Enrico Camanni, Alpi ribelli. Storie di montagna, resistenza e utopia, Edizioni Laterza 2016, pp. 226, 18 euro

Dalla leggendaria lotta di Guglielmo Tell presso San Gottardo alla lotta No Tav in Val di Susa, passando per Fra Dolcino ai piedi del Monte Rosa, un filo sottile lega le terre alte alla “tentazione della ribellione”.
E’ questa la tesi interessante lanciata da Enrico Camanni all’interno del suo ultimo libro dal titolo “Alpi ribelli. Storie di montagna, resistenza e utopia”, edito da Laterza. Una tesi portata avanti attraverso la narrazione di storie forti, note e meno note, che lasciano intravvedere una serie di concetti chiave che si rendono immediatamente visibili grazie “all’aria sottile” delle terre alte.
L’autore fa outing, definendosi appartenente alla generazione “nata sotto la bomba del progresso”, quella che alla ribellione ha in linea di massima rinunciato per il conto in banca, l’auto, la casa al mare e tutto il resto, in un periodo in cui la crescita sembrava inarrestabile. Ma poi ci fa capire, attraverso i racconti di questi “eroi”, molte volte scomodi, che la sua empatia è più per i “ribelli” che non per i conformisti (e d’altra parte basta conoscere un po’ la coerenza intellettuale e biografica dell’autore per esserne sicuri).
Il primo concetto chiave è quello degli “spazi”: perché la montagna ne offre ancora, non è tutto occupato, tutto bloccato come in pianura e in città, e allora i partigiani salivano lungo le valli per darsi “alla macchia” secondo un disegno alto, lontano dal conformismo del tempo; Nuto Revelli, Mario Rigoni Stern, Dante Livio Bianco in montagna che hanno trovato il terreno del riscatto loro e del nostro paese. E poi Giosuè Janavel e i valdesi, che si battono contro le imposizioni, e rivendicano una libertà di coscienza e di culto: anche loro lo fanno in montagna, dove sono liberi di scappare, prima, e di tornare poi, tra colli e vallate, per infliggere ai soldati “servi del padrone” una sonora sconfitta.

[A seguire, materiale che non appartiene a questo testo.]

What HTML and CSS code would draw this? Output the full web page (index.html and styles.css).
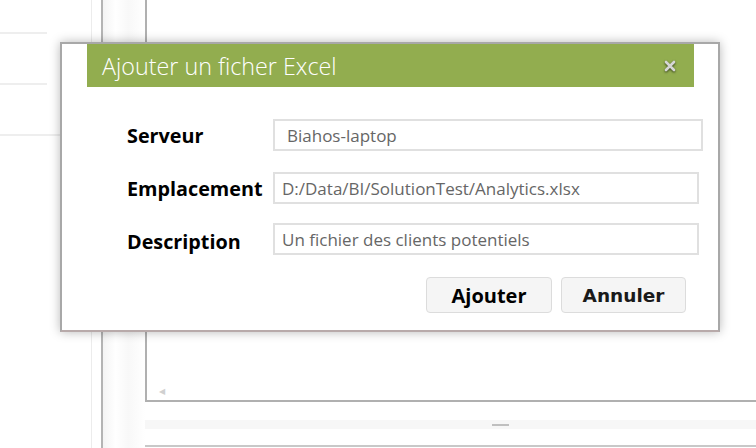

Altra parola chiave quella dei “tempi”: il ritmo delle stagioni, la lentezza, la possibilità di meditare, la tranquillità che permette a chi vive o dimora in montagna di sfuggire alla sindrome che i sociologi definiscono “dell’individuo blasé”, ormai impermeabile alle emozioni e agli stimoli a causa del continuo “rumore” di sottofondo che una società in continuo movimento ci impone: tv accesa, filodiffusione nei locali pubblici, addirittura l’Ipod con cuffiette nei rari momenti di relax per evitare il frastuono della città. Come nel caso della scelta di Giovanna Zangrandi autrice dei “I giorni veri”, che lascia la sua famiglia borghese in Provincia di Bologna per salire sulle Dolomiti. Oppure Luca Abbà, nato e cresciuto a Torino e poi tornato nella Valle di Susa dei nonni, dove nessuno è riuscito mai a convincerlo della bontà della Tav. Mentre in città giornali o telegiornali continuano incalzanti e non lasciano il tempo di riflettere sulle informazioni ricevute, e poi gli amici al bar e i colleghi al lavoro, e alla fine ti convinci che forse se la Tav non si fa “rimarremo tagliati fuori”. Ma tagliati fuori da cosa?, continua a chiedersi Luca, a differenza di molti suoi coetanei in città che non trovano più il tempo per meditare sulle affermazioni assimilate e fatte proprie perché già assorbiti da altro.
E ancora il “limite”, parola chiave per antonomasia della montagna, quello che il modello urbano sembrava ormai avere cancellato e invece attraverso storie di ribelli come quella di Cervières, che Enrico Camanni riprende dal suo “La nuova vita delle Alpi” (Bollati-Boringhieri), o di Colonna, la “città mineraria” ormai abbandonata a 2400 metri in Valle di Cogne, riconquista la sua dignità.
Insomma un libro davvero interessante, attuale e propositivo, che racconta di come attraverso l’apparente “disordine alpino” dettato dalla complessità montana, le terre alte siano invece sempre in grado di dare suggerimenti, “fare tendenza” e “anticipare le novità”.